Thirdly, a recurrent theme was what may be framed as the constitutive versus instrumental role of higher education. One response to the above-mentioned politicisation is de-politicisation of engagement. Yet, this is not just product of response to local threats to academic freedom but also the technical nature of SDG process and was seen in the donor-driven research culture reducing local researchers to sub-contracted assistance with little space for critical analysis. Fourthly, unequal North/South power differentials have been seen in research partnerships and global–local dynamics. Whilst SDG16 will likely increase research funding opportunities in fragile contexts, it is unclear whether this will support more equitable power relations with Northern knowledge producers.

Finally, SDG16 represents a step forward in inclusion of peace, governance, and justice on development agendas, yet there are barriers and trade-offs involved.

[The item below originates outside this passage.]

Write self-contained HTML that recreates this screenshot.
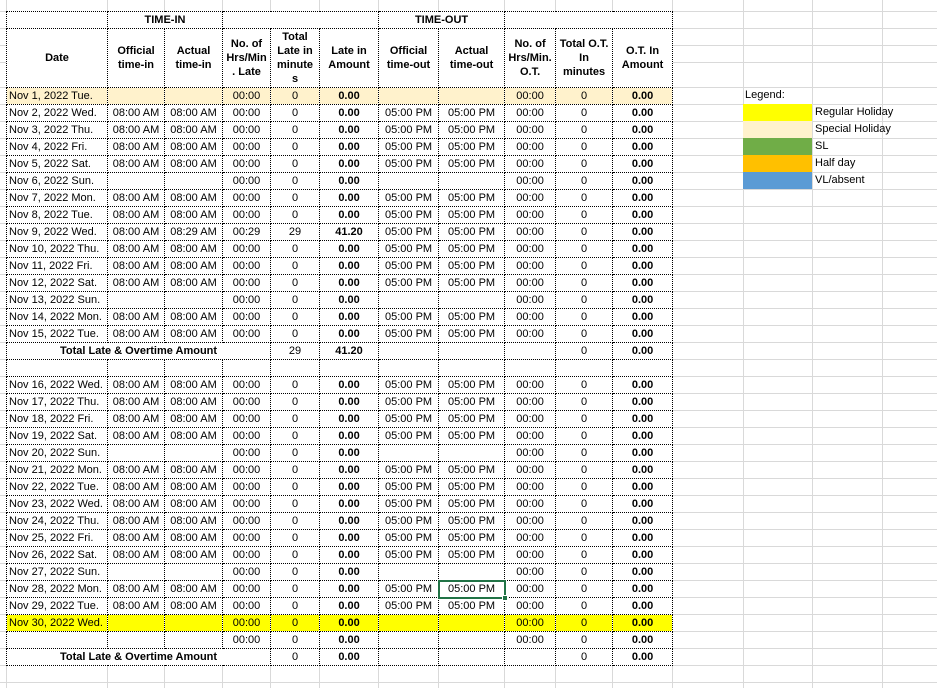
<!DOCTYPE html>
<html><head><meta charset="utf-8"><style>
html,body{margin:0;padding:0;width:937px;height:688px;overflow:hidden;background:#fff;font-family:"Liberation Sans",Arial,sans-serif;font-size:11px;color:#000}
.v{position:absolute;top:0;width:1px;height:688px;background:#d9d9d9}
.hl{position:absolute;left:0;width:937px;height:1px;background:#d9d9d9}
.hg{position:absolute;left:0;top:87px;width:937px;height:601px;background:repeating-linear-gradient(to bottom,#d9d9d9 0 1px,transparent 1px 17px)}
table{position:absolute;left:6px;top:11px;border-collapse:collapse;table-layout:fixed;width:667px;background:#fff}
td{border:1px dotted #000;padding:0;height:16px;line-height:15px;text-align:center;white-space:nowrap;overflow:hidden}
tr{height:17px}
td.d{text-align:left;padding-left:2px}
td.b{font-weight:bold}
tr.h td{font-weight:bold;line-height:14px}
tr.sp td{background:#fff2cc}
tr.rg td{background:#ffff00}
td.sel{outline:2px solid #217346;outline-offset:-1px;position:relative}
.lg{position:absolute;left:743px;width:69px;height:17px}
.lt{position:absolute;left:815px;font-size:11px;line-height:17px}
</style></head><body>
<div class="hg"></div>
<div class="hl" style="top:11px"></div><div class="hl" style="top:28px"></div><div class="hl" style="top:45px"></div><div class="hl" style="top:62px"></div>
<div class="v" style="left:6px"></div><div class="v" style="left:107px"></div><div class="v" style="left:164px"></div><div class="v" style="left:222px"></div><div class="v" style="left:270px"></div><div class="v" style="left:319px"></div><div class="v" style="left:378px"></div><div class="v" style="left:438px"></div><div class="v" style="left:504px"></div><div class="v" style="left:555px"></div><div class="v" style="left:612px"></div><div class="v" style="left:672px"></div><div class="v" style="left:743px"></div><div class="v" style="left:812px"></div><div class="v" style="left:882px"></div>

<div class="lt" style="left:745px;top:87px">Legend:</div>
<div class="lg" style="top:104px;background:#ffff00"></div><div class="lt" style="top:104px">Regular Holiday</div>
<div class="lg" style="top:121px;background:#fff2cc"></div><div class="lt" style="top:121px">Special Holiday</div>
<div class="lg" style="top:138px;background:#70ad47"></div><div class="lt" style="top:138px">SL</div>
<div class="lg" style="top:155px;background:#ffc000"></div><div class="lt" style="top:155px">Half day</div>
<div class="lg" style="top:172px;background:#5b9bd5"></div><div class="lt" style="top:172px">VL/absent</div>

<table>
<colgroup><col style="width:101px"><col style="width:57px"><col style="width:58px"><col style="width:48px"><col style="width:49px"><col style="width:59px"><col style="width:60px"><col style="width:66px"><col style="width:51px"><col style="width:57px"><col style="width:60px"></colgroup>
<tr class="h"><td></td><td colspan="2">TIME-IN</td><td colspan="3"></td><td colspan="2">TIME-OUT</td><td colspan="3"></td></tr>
<tr class="h" style="height:59px"><td style="height:58px">Date</td><td>Official<br>time-in</td><td>Actual<br>time-in</td><td>No. of<br>Hrs/Min<br>. Late</td><td>Total<br>Late in<br>minute<br>s</td><td>Late in<br>Amount</td><td>Official<br>time-out</td><td>Actual<br>time-out</td><td>No. of<br>Hrs/Min.<br>O.T.</td><td>Total O.T.<br>In<br>minutes</td><td>O.T. In<br>Amount</td></tr>
<tr class="sp"><td class="d">Nov 1, 2022 Tue.</td><td></td><td></td><td>00:00</td><td>0</td><td class="b">0.00</td><td></td><td></td><td>00:00</td><td>0</td><td class="b">0.00</td></tr>
<tr><td class="d">Nov 2, 2022 Wed.</td><td>08:00 AM</td><td>08:00 AM</td><td>00:00</td><td>0</td><td class="b">0.00</td><td>05:00 PM</td><td>05:00 PM</td><td>00:00</td><td>0</td><td class="b">0.00</td></tr>
<tr><td class="d">Nov 3, 2022 Thu.</td><td>08:00 AM</td><td>08:00 AM</td><td>00:00</td><td>0</td><td class="b">0.00</td><td>05:00 PM</td><td>05:00 PM</td><td>00:00</td><td>0</td><td class="b">0.00</td></tr>
<tr><td class="d">Nov 4, 2022 Fri.</td><td>08:00 AM</td><td>08:00 AM</td><td>00:00</td><td>0</td><td class="b">0.00</td><td>05:00 PM</td><td>05:00 PM</td><td>00:00</td><td>0</td><td class="b">0.00</td></tr>
<tr><td class="d">Nov 5, 2022 Sat.</td><td>08:00 AM</td><td>08:00 AM</td><td>00:00</td><td>0</td><td class="b">0.00</td><td>05:00 PM</td><td>05:00 PM</td><td>00:00</td><td>0</td><td class="b">0.00</td></tr>
<tr><td class="d">Nov 6, 2022 Sun.</td><td></td><td></td><td>00:00</td><td>0</td><td class="b">0.00</td><td></td><td></td><td>00:00</td><td>0</td><td class="b">0.00</td></tr>
<tr><td class="d">Nov 7, 2022 Mon.</td><td>08:00 AM</td><td>08:00 AM</td><td>00:00</td><td>0</td><td class="b">0.00</td><td>05:00 PM</td><td>05:00 PM</td><td>00:00</td><td>0</td><td class="b">0.00</td></tr>
<tr><td class="d">Nov 8, 2022 Tue.</td><td>08:00 AM</td><td>08:00 AM</td><td>00:00</td><td>0</td><td class="b">0.00</td><td>05:00 PM</td><td>05:00 PM</td><td>00:00</td><td>0</td><td class="b">0.00</td></tr>
<tr><td class="d">Nov 9, 2022 Wed.</td><td>08:00 AM</td><td>08:29 AM</td><td>00:29</td><td>29</td><td class="b">41.20</td><td>05:00 PM</td><td>05:00 PM</td><td>00:00</td><td>0</td><td class="b">0.00</td></tr>
<tr><td class="d">Nov 10, 2022 Thu.</td><td>08:00 AM</td><td>08:00 AM</td><td>00:00</td><td>0</td><td class="b">0.00</td><td>05:00 PM</td><td>05:00 PM</td><td>00:00</td><td>0</td><td class="b">0.00</td></tr>
<tr><td class="d">Nov 11, 2022 Fri.</td><td>08:00 AM</td><td>08:00 AM</td><td>00:00</td><td>0</td><td class="b">0.00</td><td>05:00 PM</td><td>05:00 PM</td><td>00:00</td><td>0</td><td class="b">0.00</td></tr>
<tr><td class="d">Nov 12, 2022 Sat.</td><td>08:00 AM</td><td>08:00 AM</td><td>00:00</td><td>0</td><td class="b">0.00</td><td>05:00 PM</td><td>05:00 PM</td><td>00:00</td><td>0</td><td class="b">0.00</td></tr>
<tr><td class="d">Nov 13, 2022 Sun.</td><td></td><td></td><td>00:00</td><td>0</td><td class="b">0.00</td><td></td><td></td><td>00:00</td><td>0</td><td class="b">0.00</td></tr>
<tr><td class="d">Nov 14, 2022 Mon.</td><td>08:00 AM</td><td>08:00 AM</td><td>00:00</td><td>0</td><td class="b">0.00</td><td>05:00 PM</td><td>05:00 PM</td><td>00:00</td><td>0</td><td class="b">0.00</td></tr>
<tr><td class="d">Nov 15, 2022 Tue.</td><td>08:00 AM</td><td>08:00 AM</td><td>00:00</td><td>0</td><td class="b">0.00</td><td>05:00 PM</td><td>05:00 PM</td><td>00:00</td><td>0</td><td class="b">0.00</td></tr>
<tr><td colspan="4" class="b">Total Late &amp; Overtime Amount</td><td>29</td><td class="b">41.20</td><td></td><td></td><td></td><td>0</td><td class="b">0.00</td></tr>
<tr><td></td><td></td><td></td><td></td><td></td><td></td><td></td><td></td><td></td><td></td><td></td></tr>
<tr><td class="d">Nov 16, 2022 Wed.</td><td>08:00 AM</td><td>08:00 AM</td><td>00:00</td><td>0</td><td class="b">0.00</td><td>05:00 PM</td><td>05:00 PM</td><td>00:00</td><td>0</td><td class="b">0.00</td></tr>
<tr><td class="d">Nov 17, 2022 Thu.</td><td>08:00 AM</td><td>08:00 AM</td><td>00:00</td><td>0</td><td class="b">0.00</td><td>05:00 PM</td><td>05:00 PM</td><td>00:00</td><td>0</td><td class="b">0.00</td></tr>
<tr><td class="d">Nov 18, 2022 Fri.</td><td>08:00 AM</td><td>08:00 AM</td><td>00:00</td><td>0</td><td class="b">0.00</td><td>05:00 PM</td><td>05:00 PM</td><td>00:00</td><td>0</td><td class="b">0.00</td></tr>
<tr><td class="d">Nov 19, 2022 Sat.</td><td>08:00 AM</td><td>08:00 AM</td><td>00:00</td><td>0</td><td class="b">0.00</td><td>05:00 PM</td><td>05:00 PM</td><td>00:00</td><td>0</td><td class="b">0.00</td></tr>
<tr><td class="d">Nov 20, 2022 Sun.</td><td></td><td></td><td>00:00</td><td>0</td><td class="b">0.00</td><td></td><td></td><td>00:00</td><td>0</td><td class="b">0.00</td></tr>
<tr><td class="d">Nov 21, 2022 Mon.</td><td>08:00 AM</td><td>08:00 AM</td><td>00:00</td><td>0</td><td class="b">0.00</td><td>05:00 PM</td><td>05:00 PM</td><td>00:00</td><td>0</td><td class="b">0.00</td></tr>
<tr><td class="d">Nov 22, 2022 Tue.</td><td>08:00 AM</td><td>08:00 AM</td><td>00:00</td><td>0</td><td class="b">0.00</td><td>05:00 PM</td><td>05:00 PM</td><td>00:00</td><td>0</td><td class="b">0.00</td></tr>
<tr><td class="d">Nov 23, 2022 Wed.</td><td>08:00 AM</td><td>08:00 AM</td><td>00:00</td><td>0</td><td class="b">0.00</td><td>05:00 PM</td><td>05:00 PM</td><td>00:00</td><td>0</td><td class="b">0.00</td></tr>
<tr><td class="d">Nov 24, 2022 Thu.</td><td>08:00 AM</td><td>08:00 AM</td><td>00:00</td><td>0</td><td class="b">0.00</td><td>05:00 PM</td><td>05:00 PM</td><td>00:00</td><td>0</td><td class="b">0.00</td></tr>
<tr><td class="d">Nov 25, 2022 Fri.</td><td>08:00 AM</td><td>08:00 AM</td><td>00:00</td><td>0</td><td class="b">0.00</td><td>05:00 PM</td><td>05:00 PM</td><td>00:00</td><td>0</td><td class="b">0.00</td></tr>
<tr><td class="d">Nov 26, 2022 Sat.</td><td>08:00 AM</td><td>08:00 AM</td><td>00:00</td><td>0</td><td class="b">0.00</td><td>05:00 PM</td><td>05:00 PM</td><td>00:00</td><td>0</td><td class="b">0.00</td></tr>
<tr><td class="d">Nov 27, 2022 Sun.</td><td></td><td></td><td>00:00</td><td>0</td><td class="b">0.00</td><td></td><td></td><td>00:00</td><td>0</td><td class="b">0.00</td></tr>
<tr><td class="d">Nov 28, 2022 Mon.</td><td>08:00 AM</td><td>08:00 AM</td><td>00:00</td><td>0</td><td class="b">0.00</td><td>05:00 PM</td><td class="sel">05:00 PM</td><td>00:00</td><td>0</td><td class="b">0.00</td></tr>
<tr><td class="d">Nov 29, 2022 Tue.</td><td>08:00 AM</td><td>08:00 AM</td><td>00:00</td><td>0</td><td class="b">0.00</td><td>05:00 PM</td><td>05:00 PM</td><td>00:00</td><td>0</td><td class="b">0.00</td></tr>
<tr class="rg"><td class="d">Nov 30, 2022 Wed.</td><td></td><td></td><td>00:00</td><td>0</td><td class="b">0.00</td><td></td><td></td><td>00:00</td><td>0</td><td class="b">0.00</td></tr>
<tr><td></td><td></td><td></td><td>00:00</td><td>0</td><td class="b">0.00</td><td></td><td></td><td>00:00</td><td>0</td><td class="b">0.00</td></tr>
<tr><td colspan="4" class="b">Total Late &amp; Overtime Amount</td><td>0</td><td class="b">0.00</td><td></td><td></td><td></td><td>0</td><td class="b">0.00</td></tr>
</table>
<div style="position:absolute;left:502px;top:595px;width:4px;height:4px;background:#217346;border:1px solid #fff"></div>
</body></html>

Ultimately, the contribution of higher education to peace, governance, and justice goes far beyond SDG16, which itself results from an untidy political compromise with wide conceptual scope and unrealistic indicators. Furthermore, there is tension between peace and governance axes of SDG16, with ‘peace’ interpreted by some in negative, securitised framings. Rather than aligning with specific SDG16 targets and indicators, focus should be on better enabling universities in fragile and conflict-affected contexts to substantively contribute to the greater question of how to envision and achieve alternative pathways to more peaceful, just, and inclusive societies.